### Requirements:
Collect from the data below each line with "index".
——
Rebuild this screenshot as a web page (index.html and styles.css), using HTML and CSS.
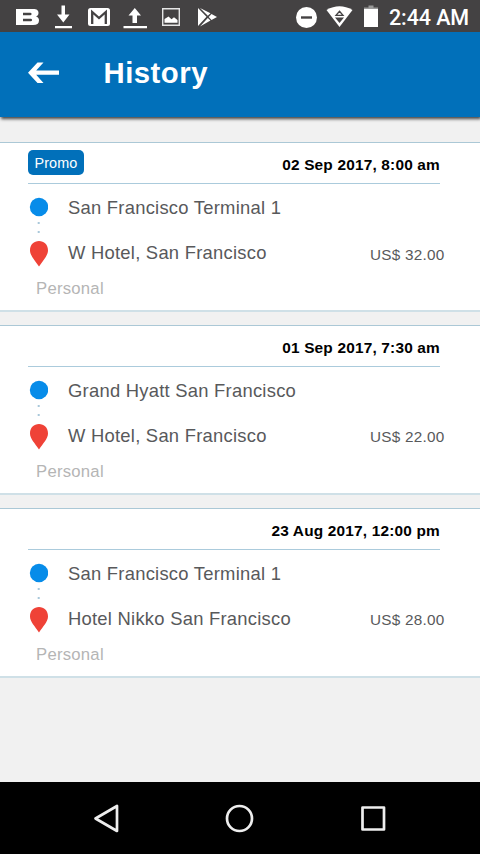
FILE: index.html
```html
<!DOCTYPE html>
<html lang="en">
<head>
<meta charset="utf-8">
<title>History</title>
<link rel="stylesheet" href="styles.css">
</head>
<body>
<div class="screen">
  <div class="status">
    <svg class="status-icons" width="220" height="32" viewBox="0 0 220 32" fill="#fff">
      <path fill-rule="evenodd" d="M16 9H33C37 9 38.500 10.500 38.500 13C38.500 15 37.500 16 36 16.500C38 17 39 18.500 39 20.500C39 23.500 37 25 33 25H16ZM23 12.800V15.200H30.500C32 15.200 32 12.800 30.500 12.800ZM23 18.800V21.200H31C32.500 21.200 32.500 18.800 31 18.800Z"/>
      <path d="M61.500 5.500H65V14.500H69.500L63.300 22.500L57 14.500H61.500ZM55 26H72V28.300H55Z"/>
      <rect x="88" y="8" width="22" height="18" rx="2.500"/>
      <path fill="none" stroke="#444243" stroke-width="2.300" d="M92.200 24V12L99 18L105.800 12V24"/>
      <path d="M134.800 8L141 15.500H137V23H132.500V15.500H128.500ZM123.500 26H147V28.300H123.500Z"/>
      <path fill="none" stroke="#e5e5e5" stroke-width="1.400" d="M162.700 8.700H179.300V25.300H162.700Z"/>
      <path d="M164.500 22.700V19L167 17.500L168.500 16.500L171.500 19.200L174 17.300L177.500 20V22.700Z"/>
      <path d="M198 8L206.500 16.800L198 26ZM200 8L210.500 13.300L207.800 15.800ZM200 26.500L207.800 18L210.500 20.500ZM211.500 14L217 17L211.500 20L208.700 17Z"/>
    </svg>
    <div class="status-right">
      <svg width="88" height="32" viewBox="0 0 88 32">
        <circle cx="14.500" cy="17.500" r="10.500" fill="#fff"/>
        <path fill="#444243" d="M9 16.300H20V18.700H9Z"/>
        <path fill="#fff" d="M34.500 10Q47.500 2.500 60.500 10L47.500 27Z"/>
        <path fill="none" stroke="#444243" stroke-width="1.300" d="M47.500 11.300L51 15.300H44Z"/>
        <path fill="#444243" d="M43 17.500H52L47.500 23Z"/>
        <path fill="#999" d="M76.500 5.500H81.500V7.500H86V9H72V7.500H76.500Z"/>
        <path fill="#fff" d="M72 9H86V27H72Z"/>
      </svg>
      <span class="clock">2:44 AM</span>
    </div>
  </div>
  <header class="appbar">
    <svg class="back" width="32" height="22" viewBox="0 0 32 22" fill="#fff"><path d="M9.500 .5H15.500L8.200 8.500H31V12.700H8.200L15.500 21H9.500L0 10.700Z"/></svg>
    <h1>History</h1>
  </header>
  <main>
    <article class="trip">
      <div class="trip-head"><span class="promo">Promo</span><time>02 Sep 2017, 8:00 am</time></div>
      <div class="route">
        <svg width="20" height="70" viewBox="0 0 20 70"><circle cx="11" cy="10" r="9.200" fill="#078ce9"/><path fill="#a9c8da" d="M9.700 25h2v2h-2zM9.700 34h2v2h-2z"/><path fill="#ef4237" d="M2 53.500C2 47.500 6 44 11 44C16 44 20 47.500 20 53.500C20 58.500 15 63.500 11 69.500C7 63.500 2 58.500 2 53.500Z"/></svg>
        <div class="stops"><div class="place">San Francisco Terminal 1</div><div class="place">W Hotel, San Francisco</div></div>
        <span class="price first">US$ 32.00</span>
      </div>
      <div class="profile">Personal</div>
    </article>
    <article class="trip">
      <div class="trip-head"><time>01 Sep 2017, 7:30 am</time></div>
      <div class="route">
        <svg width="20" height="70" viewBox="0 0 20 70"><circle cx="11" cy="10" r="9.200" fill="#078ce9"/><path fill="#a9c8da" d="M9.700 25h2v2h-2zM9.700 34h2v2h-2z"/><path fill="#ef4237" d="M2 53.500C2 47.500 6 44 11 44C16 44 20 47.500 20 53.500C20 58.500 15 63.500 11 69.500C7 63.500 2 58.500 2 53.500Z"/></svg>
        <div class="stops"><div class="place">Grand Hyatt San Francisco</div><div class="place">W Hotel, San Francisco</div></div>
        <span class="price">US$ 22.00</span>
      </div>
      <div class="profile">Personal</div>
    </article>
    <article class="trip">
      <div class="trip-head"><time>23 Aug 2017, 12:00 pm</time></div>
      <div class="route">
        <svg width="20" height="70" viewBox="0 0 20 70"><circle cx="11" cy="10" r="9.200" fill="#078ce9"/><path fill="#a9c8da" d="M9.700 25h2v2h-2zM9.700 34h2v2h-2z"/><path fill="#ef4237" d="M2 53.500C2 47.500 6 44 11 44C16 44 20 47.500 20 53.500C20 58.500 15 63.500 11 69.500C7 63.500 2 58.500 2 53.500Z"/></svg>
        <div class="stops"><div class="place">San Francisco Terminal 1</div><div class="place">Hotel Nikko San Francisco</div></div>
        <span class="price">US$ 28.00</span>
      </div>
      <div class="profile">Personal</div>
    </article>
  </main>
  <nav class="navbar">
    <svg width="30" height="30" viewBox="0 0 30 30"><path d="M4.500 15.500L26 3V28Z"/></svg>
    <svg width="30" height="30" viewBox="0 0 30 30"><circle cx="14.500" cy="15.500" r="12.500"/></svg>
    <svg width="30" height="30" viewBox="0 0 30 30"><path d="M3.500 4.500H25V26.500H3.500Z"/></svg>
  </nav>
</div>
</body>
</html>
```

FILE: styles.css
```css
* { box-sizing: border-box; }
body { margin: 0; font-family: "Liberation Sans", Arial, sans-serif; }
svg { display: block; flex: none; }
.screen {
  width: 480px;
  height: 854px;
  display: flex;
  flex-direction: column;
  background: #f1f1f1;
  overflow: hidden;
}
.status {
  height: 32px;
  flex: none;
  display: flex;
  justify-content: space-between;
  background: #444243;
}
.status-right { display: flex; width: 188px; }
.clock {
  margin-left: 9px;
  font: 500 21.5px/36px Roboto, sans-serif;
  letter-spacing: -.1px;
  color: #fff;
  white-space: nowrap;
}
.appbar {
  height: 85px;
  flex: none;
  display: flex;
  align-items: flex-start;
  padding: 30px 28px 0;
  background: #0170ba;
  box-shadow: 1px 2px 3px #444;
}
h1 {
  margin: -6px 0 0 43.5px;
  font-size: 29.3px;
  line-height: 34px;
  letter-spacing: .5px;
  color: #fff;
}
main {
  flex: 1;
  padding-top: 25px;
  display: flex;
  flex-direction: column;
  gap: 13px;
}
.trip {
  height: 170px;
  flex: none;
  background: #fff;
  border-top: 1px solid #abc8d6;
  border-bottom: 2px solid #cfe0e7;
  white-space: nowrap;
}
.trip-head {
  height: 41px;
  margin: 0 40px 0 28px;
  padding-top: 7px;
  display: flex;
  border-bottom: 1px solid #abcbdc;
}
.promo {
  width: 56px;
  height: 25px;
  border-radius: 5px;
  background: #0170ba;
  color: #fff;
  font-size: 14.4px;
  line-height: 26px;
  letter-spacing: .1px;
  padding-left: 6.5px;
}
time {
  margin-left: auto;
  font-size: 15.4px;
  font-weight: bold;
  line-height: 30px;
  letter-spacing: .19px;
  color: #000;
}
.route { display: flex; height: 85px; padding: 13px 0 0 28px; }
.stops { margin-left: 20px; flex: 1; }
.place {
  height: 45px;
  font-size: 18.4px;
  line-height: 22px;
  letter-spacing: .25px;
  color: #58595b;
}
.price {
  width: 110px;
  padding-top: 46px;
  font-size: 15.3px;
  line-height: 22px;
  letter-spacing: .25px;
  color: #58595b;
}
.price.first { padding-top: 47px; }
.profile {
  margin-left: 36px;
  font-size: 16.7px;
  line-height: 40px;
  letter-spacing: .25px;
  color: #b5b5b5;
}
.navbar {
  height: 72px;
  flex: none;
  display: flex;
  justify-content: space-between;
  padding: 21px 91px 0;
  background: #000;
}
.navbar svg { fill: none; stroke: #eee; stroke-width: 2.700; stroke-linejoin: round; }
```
——
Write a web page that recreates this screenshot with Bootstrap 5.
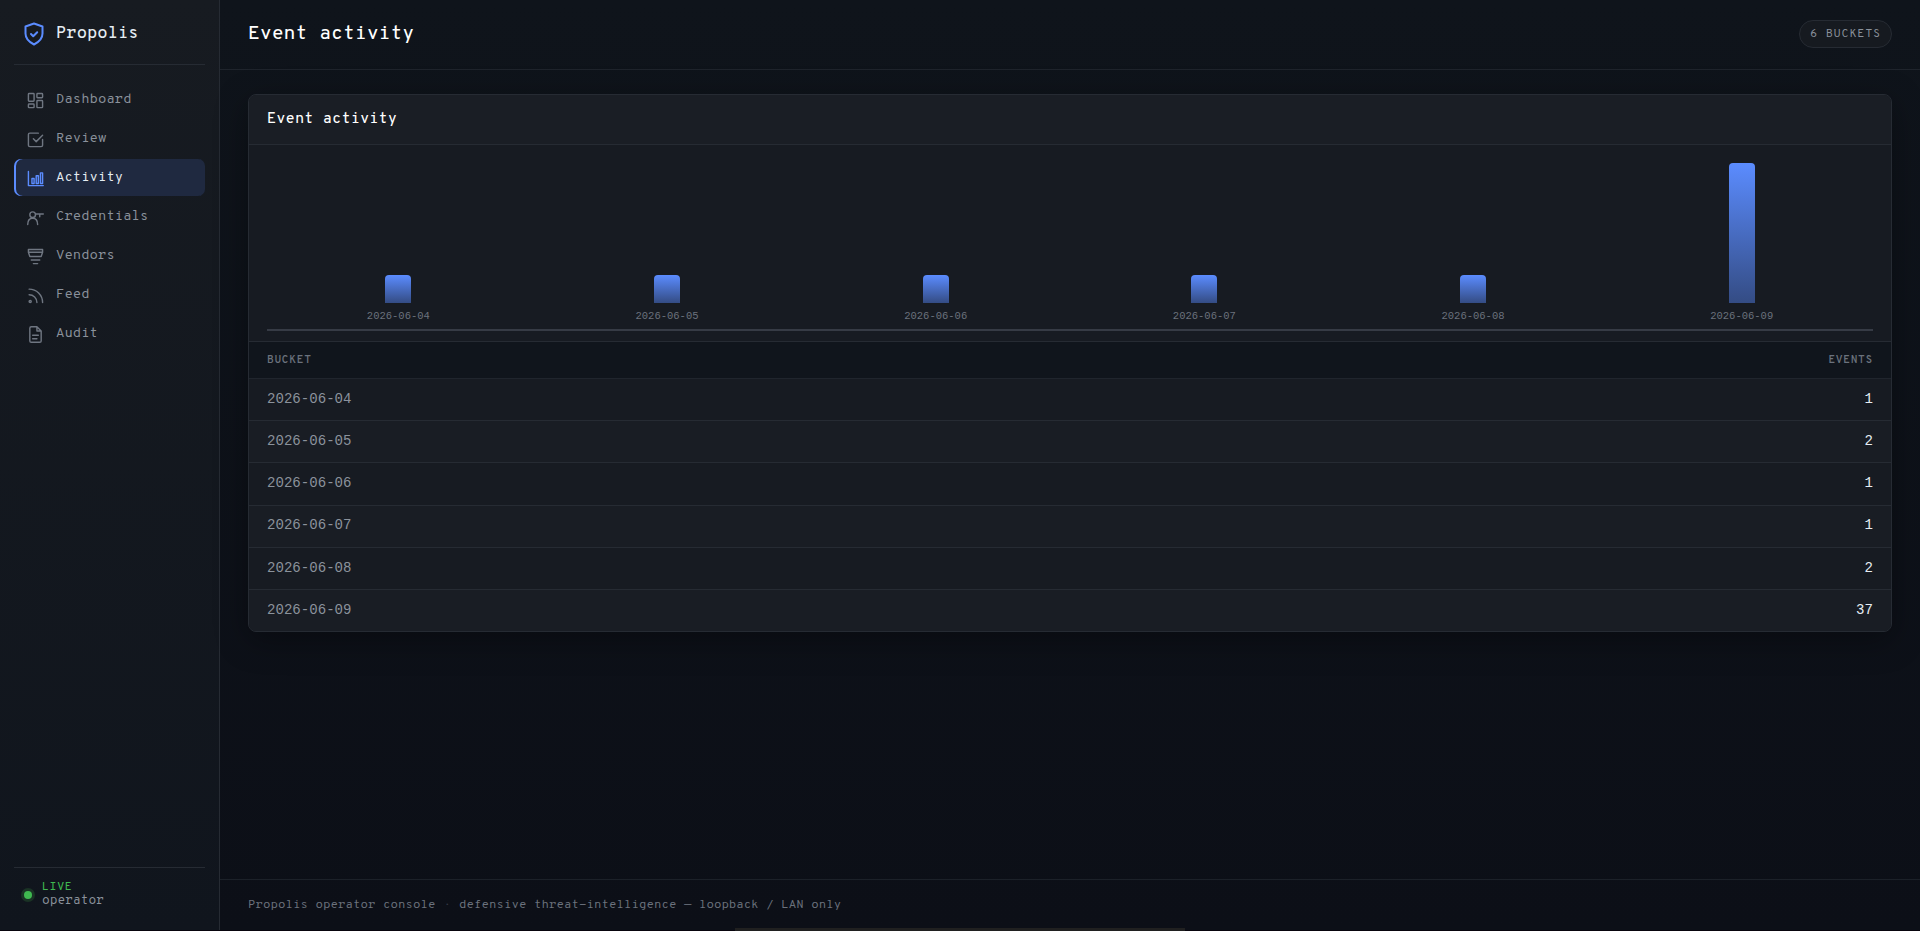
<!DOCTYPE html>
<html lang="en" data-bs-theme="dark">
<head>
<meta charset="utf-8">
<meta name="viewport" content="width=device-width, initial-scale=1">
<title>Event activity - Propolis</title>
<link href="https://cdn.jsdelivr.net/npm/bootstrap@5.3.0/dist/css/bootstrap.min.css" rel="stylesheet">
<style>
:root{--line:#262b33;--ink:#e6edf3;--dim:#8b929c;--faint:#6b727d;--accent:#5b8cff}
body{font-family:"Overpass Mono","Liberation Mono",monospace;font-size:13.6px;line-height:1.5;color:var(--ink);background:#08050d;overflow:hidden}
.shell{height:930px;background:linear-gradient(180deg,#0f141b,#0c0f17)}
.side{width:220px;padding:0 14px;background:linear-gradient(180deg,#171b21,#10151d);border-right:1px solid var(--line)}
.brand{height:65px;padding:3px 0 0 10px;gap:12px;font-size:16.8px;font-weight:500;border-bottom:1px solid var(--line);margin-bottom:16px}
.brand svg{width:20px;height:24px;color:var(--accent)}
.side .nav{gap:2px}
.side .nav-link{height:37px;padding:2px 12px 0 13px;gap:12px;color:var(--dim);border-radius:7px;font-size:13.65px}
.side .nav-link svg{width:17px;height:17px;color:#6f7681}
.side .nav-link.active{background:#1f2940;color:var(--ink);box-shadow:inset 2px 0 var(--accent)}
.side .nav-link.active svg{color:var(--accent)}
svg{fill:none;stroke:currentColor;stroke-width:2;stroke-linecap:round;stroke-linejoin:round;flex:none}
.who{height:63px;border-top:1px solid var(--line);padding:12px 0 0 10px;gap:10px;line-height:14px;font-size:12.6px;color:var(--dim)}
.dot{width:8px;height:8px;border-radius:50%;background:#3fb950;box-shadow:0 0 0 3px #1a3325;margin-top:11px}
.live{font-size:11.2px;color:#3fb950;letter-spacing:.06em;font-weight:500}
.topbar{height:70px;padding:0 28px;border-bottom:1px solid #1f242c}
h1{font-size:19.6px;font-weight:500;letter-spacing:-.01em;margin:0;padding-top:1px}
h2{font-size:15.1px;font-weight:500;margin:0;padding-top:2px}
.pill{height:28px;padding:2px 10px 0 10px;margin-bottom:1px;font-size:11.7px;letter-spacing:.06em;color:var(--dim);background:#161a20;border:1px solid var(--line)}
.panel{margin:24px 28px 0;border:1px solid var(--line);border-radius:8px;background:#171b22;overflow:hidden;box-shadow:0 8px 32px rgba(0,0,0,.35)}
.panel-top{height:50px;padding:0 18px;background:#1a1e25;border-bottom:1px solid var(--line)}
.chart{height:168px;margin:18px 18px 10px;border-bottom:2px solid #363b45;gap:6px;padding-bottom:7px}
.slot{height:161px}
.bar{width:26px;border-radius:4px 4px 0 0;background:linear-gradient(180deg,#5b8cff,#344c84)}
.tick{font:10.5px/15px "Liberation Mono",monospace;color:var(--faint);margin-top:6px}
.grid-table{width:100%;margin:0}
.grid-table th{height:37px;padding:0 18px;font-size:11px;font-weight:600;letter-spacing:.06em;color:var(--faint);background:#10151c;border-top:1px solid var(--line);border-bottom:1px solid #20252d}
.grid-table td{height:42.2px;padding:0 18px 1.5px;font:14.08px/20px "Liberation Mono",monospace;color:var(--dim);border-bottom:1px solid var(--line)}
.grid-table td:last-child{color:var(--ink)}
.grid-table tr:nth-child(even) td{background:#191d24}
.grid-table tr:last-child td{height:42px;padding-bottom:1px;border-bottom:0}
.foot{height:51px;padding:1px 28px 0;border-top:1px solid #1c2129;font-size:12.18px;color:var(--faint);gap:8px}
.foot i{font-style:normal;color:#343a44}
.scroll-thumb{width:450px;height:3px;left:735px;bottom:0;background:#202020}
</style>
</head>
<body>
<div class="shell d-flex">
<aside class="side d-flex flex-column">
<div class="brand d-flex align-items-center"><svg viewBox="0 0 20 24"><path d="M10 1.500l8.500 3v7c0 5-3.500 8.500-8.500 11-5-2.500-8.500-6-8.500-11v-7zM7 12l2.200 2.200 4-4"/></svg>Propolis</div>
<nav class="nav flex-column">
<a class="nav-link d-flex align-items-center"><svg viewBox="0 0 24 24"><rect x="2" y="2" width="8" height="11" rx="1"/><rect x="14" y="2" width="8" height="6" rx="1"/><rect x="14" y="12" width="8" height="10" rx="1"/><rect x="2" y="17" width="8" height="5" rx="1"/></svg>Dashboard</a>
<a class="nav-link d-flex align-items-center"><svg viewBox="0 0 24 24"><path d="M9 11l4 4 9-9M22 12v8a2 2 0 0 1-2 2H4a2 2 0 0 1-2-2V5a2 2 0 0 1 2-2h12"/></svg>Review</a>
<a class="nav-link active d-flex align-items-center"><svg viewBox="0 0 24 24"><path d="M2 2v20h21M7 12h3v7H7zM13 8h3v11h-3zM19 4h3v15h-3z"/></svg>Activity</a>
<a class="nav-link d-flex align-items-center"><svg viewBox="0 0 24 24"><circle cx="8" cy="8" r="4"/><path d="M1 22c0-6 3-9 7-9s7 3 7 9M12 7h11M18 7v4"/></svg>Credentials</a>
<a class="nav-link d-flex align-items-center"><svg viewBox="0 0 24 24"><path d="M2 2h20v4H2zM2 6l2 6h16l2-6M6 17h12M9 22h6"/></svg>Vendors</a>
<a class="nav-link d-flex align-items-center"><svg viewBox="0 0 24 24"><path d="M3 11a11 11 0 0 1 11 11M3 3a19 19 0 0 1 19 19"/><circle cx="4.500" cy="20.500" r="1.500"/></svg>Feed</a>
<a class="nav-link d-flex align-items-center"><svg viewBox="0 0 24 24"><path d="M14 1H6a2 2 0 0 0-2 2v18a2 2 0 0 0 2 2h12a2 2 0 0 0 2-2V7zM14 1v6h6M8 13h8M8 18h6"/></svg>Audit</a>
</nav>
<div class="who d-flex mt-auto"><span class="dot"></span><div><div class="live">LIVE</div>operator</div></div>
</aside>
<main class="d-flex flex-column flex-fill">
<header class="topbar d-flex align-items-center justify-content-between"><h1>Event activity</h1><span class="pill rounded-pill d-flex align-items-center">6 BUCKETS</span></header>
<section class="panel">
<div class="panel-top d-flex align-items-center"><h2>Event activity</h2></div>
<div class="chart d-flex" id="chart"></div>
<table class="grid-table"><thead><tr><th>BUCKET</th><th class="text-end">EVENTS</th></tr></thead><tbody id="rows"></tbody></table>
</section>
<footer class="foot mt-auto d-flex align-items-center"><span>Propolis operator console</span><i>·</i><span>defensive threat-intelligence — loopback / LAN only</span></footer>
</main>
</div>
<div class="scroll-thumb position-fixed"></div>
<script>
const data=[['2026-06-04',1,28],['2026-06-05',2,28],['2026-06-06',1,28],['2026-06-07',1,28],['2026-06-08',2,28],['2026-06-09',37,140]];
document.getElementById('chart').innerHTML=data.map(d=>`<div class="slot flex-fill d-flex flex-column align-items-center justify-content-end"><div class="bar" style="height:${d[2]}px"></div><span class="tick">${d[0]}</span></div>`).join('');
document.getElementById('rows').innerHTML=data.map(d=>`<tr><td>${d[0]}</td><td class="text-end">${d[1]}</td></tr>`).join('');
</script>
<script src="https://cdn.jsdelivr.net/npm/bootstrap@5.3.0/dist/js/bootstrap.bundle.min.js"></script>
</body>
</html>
——
### Complete output:
Rebuild this screenshot as a web page (index.html and styles.css), using HTML and CSS.
FILE: index.html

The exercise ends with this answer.